### Records to process
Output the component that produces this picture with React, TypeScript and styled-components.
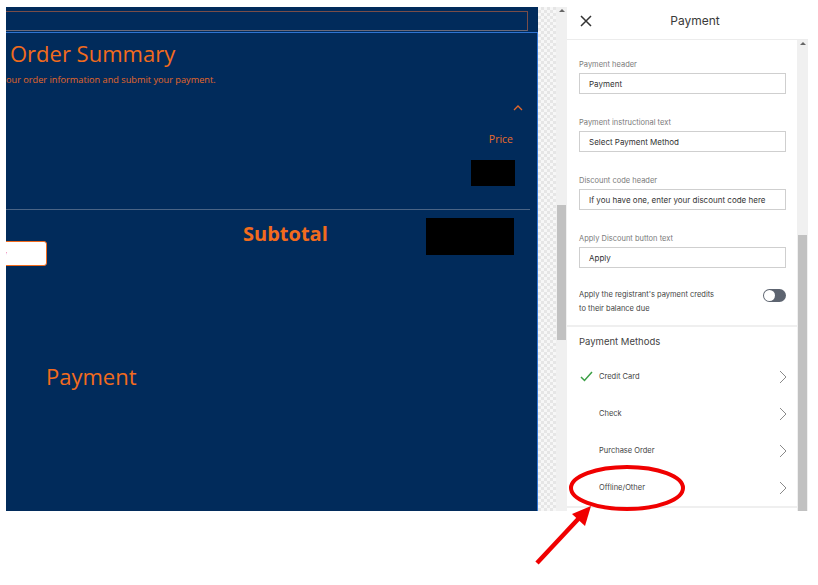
--
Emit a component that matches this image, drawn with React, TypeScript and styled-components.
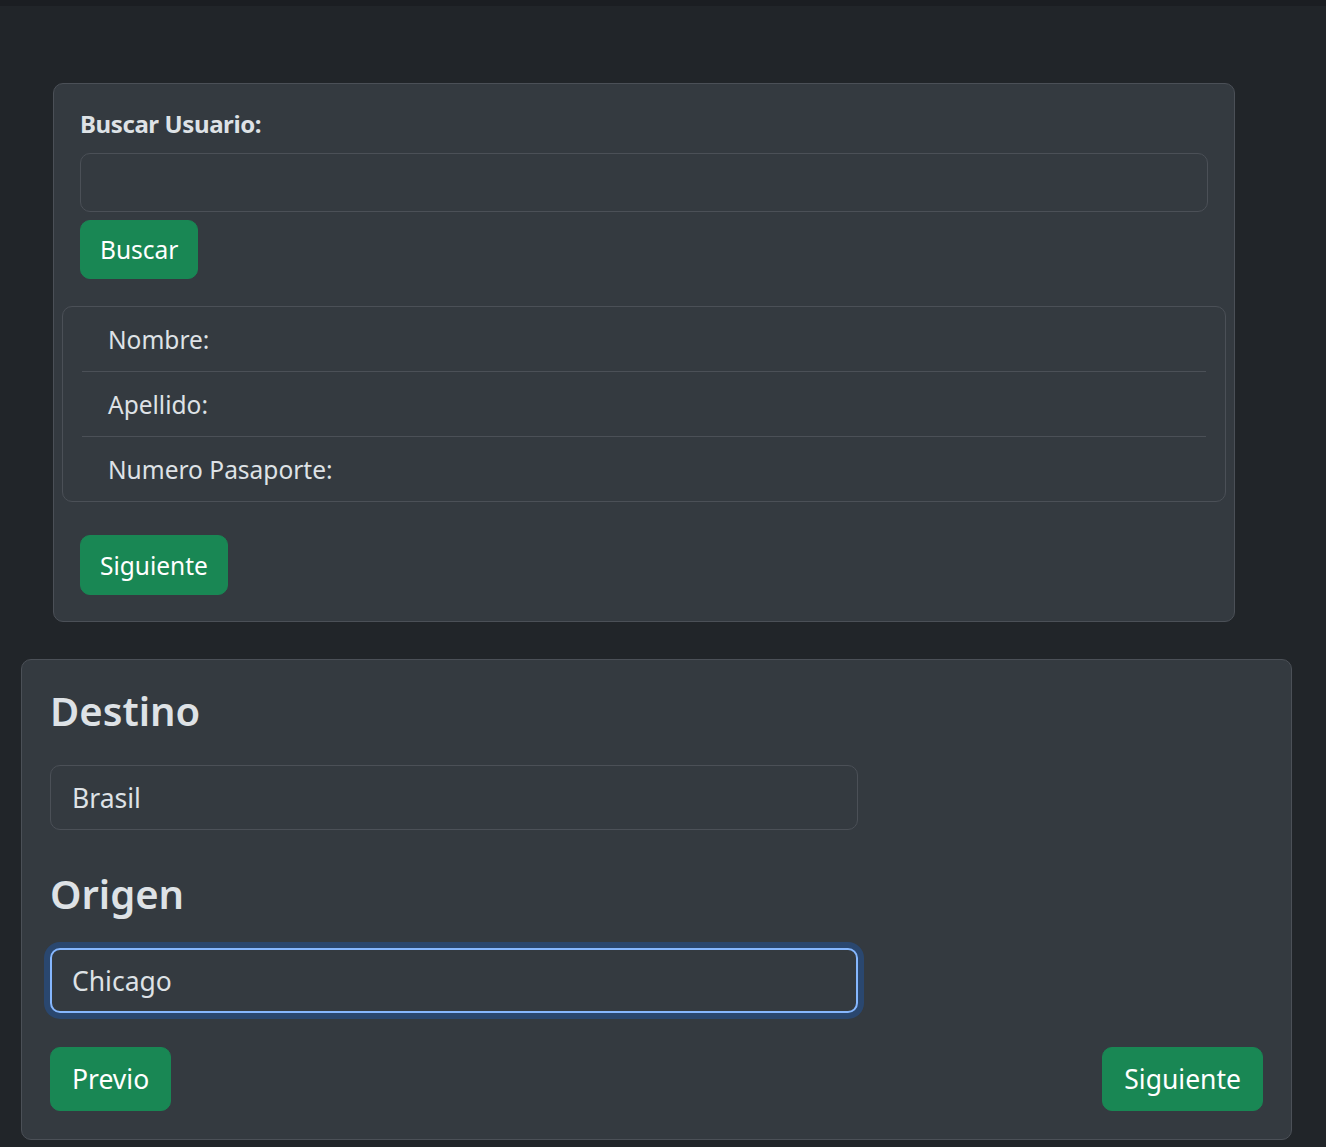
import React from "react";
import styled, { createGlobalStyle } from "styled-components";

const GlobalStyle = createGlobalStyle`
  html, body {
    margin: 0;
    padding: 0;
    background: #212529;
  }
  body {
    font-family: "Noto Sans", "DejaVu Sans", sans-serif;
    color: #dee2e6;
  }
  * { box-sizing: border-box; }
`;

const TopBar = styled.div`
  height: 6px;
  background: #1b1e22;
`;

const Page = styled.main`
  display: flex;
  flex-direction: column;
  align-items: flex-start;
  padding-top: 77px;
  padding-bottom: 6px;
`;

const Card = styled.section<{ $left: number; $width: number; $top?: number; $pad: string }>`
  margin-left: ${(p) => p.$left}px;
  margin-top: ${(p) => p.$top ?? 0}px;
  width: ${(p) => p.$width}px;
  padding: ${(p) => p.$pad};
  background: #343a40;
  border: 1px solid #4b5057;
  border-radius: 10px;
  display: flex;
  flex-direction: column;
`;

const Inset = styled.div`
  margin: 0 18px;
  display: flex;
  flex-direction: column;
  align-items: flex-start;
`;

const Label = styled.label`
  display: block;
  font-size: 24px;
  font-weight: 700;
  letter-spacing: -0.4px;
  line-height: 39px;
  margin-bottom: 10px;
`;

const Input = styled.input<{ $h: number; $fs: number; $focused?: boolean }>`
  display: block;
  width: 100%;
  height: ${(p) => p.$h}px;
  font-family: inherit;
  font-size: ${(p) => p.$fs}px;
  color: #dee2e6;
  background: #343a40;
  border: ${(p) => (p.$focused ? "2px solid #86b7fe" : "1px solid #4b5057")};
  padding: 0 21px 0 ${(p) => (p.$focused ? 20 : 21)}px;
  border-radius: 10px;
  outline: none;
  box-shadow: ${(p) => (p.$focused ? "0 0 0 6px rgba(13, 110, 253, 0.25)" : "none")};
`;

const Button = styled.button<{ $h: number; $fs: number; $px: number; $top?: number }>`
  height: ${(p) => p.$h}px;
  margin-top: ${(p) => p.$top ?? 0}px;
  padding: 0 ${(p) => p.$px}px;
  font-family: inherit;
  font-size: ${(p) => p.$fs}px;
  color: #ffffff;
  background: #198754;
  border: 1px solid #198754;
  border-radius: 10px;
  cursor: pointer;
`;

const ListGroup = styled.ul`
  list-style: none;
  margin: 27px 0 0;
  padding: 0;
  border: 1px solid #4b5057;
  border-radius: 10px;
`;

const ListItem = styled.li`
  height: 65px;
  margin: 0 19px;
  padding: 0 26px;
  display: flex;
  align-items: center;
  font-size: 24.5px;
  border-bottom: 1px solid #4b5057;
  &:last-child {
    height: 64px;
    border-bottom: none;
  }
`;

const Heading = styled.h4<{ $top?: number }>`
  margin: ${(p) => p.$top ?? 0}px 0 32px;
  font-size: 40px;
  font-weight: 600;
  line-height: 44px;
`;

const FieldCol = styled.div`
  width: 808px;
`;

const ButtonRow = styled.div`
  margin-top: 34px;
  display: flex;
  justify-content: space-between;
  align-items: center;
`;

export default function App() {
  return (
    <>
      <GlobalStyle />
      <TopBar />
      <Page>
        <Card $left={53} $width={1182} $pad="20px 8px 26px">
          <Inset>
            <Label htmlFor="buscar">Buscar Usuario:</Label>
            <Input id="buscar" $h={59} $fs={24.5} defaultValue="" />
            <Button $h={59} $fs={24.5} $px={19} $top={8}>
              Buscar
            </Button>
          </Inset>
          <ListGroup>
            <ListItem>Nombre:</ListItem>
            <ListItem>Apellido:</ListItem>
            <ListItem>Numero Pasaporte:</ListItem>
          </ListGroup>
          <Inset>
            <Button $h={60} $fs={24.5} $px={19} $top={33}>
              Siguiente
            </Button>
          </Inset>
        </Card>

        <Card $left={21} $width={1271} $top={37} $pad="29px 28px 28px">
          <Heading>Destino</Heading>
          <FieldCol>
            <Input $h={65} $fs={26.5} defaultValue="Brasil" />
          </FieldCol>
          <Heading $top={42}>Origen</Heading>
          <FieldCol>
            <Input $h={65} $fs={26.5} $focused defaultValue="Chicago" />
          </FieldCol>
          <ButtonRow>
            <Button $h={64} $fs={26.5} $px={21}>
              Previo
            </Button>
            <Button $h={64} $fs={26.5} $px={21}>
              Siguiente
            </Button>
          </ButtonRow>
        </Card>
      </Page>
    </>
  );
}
...
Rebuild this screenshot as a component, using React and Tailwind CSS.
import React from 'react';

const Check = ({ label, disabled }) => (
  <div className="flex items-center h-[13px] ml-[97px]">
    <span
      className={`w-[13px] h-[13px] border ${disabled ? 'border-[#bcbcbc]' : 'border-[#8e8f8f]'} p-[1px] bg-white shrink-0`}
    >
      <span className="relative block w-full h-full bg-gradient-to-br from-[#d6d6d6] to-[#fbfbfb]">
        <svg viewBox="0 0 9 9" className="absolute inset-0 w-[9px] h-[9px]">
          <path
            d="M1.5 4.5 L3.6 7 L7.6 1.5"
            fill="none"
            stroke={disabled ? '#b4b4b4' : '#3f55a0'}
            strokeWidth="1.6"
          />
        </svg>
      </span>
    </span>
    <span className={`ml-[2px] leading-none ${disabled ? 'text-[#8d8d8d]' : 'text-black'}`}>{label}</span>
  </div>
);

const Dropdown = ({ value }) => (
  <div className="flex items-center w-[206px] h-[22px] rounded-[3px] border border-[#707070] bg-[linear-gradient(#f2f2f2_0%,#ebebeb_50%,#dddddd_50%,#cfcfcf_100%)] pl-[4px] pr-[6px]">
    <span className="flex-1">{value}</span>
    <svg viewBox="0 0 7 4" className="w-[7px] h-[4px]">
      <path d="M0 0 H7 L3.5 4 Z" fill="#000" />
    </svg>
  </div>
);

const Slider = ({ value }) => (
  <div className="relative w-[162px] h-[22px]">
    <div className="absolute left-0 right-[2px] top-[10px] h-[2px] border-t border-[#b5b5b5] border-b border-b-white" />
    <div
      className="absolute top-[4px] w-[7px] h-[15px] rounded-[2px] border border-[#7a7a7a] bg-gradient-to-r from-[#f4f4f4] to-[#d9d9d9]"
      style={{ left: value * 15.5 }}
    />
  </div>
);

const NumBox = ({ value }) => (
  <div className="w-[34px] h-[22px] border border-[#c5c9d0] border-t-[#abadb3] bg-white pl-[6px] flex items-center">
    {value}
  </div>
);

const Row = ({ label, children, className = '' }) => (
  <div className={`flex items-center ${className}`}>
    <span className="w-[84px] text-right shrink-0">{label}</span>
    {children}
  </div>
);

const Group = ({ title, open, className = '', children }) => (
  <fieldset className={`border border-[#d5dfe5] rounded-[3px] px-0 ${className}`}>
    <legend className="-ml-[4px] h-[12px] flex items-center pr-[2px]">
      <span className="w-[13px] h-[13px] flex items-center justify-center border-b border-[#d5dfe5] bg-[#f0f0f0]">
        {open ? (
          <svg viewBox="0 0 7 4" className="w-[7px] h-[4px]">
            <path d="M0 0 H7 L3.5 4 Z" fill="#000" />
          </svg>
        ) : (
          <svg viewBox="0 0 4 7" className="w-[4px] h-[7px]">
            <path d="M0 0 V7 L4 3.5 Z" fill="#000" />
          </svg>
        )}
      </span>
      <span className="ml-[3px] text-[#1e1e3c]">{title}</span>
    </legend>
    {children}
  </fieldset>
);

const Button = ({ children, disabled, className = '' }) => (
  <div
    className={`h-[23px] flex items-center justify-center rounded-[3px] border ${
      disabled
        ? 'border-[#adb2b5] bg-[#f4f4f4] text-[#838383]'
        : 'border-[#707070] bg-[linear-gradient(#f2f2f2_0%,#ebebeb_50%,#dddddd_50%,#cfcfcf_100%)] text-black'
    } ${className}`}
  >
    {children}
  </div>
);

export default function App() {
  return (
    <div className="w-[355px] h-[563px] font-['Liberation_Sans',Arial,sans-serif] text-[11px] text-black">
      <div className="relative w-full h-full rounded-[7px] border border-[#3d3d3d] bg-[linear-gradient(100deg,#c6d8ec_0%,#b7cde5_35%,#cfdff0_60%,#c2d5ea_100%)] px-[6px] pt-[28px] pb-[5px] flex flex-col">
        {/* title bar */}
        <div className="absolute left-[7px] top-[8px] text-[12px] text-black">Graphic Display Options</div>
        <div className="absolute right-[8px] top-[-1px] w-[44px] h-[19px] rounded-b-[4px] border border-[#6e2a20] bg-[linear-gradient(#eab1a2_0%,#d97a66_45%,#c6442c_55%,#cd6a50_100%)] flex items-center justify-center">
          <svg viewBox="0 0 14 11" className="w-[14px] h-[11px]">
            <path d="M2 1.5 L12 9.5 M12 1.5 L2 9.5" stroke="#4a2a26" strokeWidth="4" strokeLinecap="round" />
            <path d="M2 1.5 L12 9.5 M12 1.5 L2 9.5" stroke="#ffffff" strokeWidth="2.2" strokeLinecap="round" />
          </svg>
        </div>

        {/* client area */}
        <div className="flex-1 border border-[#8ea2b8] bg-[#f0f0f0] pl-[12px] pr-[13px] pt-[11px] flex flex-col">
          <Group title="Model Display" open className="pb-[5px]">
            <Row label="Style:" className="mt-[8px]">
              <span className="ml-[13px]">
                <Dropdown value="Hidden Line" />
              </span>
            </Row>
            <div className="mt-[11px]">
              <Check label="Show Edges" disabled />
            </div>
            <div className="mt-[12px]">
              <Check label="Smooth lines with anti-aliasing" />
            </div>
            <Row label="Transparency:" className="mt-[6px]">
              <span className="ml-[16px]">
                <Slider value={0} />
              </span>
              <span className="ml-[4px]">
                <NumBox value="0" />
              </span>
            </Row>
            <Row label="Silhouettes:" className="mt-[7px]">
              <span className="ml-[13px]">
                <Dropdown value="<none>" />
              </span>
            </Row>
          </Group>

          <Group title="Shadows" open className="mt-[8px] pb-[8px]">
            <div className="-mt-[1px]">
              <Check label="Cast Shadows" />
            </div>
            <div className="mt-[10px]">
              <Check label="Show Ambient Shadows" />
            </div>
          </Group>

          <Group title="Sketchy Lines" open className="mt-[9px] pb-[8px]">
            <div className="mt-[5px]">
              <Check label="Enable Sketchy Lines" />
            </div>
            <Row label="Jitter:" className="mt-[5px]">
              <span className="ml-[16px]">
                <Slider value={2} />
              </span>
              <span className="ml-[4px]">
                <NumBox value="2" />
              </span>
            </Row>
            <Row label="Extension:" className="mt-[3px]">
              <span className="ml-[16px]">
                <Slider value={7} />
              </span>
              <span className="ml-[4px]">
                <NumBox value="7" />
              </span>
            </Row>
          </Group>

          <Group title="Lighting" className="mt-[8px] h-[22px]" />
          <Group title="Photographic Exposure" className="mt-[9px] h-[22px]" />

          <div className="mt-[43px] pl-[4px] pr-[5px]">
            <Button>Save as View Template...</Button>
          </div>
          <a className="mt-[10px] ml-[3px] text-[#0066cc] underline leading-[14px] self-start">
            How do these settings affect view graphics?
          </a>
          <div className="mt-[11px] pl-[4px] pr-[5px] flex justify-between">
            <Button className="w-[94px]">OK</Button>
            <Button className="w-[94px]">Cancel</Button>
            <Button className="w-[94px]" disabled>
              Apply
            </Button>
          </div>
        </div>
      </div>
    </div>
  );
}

### Goal
Only the lines from the one with "Rebuild this screenshot" to the one with "import React from 'react';" are wanted; extract them exactly, both ends included.

### Solution to this problem
Rebuild this screenshot as a component, using React and Tailwind CSS.
import React from 'react';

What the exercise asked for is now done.